-- BEGIN DATA EXTRACT --

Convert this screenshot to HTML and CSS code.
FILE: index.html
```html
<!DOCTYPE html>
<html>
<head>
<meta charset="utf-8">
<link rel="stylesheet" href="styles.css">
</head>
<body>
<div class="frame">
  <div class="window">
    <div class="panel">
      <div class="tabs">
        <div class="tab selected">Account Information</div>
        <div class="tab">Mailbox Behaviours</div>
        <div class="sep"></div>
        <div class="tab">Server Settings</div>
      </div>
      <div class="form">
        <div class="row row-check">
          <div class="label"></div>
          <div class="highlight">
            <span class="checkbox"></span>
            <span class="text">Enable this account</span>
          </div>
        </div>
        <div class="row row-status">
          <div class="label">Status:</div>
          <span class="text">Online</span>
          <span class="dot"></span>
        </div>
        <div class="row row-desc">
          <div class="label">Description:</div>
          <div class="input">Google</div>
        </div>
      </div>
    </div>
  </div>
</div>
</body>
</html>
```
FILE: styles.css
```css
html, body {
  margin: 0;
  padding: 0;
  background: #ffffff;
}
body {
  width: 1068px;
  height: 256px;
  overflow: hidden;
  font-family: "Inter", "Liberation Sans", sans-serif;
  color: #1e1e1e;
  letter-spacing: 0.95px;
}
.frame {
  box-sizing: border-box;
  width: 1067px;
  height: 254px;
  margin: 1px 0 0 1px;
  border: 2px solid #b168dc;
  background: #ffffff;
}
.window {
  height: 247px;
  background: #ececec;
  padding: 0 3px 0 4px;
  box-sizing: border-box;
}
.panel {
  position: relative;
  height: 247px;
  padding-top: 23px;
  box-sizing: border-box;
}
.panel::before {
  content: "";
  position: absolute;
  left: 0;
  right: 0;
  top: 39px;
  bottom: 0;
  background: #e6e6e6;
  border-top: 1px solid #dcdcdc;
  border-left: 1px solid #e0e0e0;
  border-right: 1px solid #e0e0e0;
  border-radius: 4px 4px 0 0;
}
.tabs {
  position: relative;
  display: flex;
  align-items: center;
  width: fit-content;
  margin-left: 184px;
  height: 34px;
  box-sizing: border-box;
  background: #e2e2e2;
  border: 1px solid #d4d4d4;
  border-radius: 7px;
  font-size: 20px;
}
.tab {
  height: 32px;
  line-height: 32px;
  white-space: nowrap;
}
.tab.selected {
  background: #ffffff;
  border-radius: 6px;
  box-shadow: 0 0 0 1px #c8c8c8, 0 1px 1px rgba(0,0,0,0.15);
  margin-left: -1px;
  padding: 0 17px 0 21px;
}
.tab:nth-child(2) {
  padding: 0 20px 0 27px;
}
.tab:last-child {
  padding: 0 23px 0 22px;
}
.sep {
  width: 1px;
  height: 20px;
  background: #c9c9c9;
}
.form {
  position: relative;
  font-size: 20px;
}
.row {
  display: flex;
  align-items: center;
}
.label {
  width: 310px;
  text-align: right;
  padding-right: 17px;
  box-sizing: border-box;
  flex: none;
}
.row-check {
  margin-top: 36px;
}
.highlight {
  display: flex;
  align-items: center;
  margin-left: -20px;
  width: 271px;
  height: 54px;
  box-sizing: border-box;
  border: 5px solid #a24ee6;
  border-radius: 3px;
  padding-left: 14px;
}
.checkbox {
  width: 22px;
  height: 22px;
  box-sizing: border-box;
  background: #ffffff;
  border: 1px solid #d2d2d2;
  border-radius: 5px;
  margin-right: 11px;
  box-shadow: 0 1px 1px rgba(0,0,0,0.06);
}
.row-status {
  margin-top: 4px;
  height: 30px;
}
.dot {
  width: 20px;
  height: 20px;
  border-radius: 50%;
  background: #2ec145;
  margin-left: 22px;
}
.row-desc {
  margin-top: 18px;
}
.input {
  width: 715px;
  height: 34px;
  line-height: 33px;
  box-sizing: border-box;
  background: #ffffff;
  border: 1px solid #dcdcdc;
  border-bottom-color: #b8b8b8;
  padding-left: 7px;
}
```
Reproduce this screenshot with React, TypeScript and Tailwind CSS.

-- END DATA EXTRACT --

**EXERCISE GOAL:**
Reply with one number only, the count of lines above that hold the string "screenshot".

**EXERCISE OUTPUT:**
2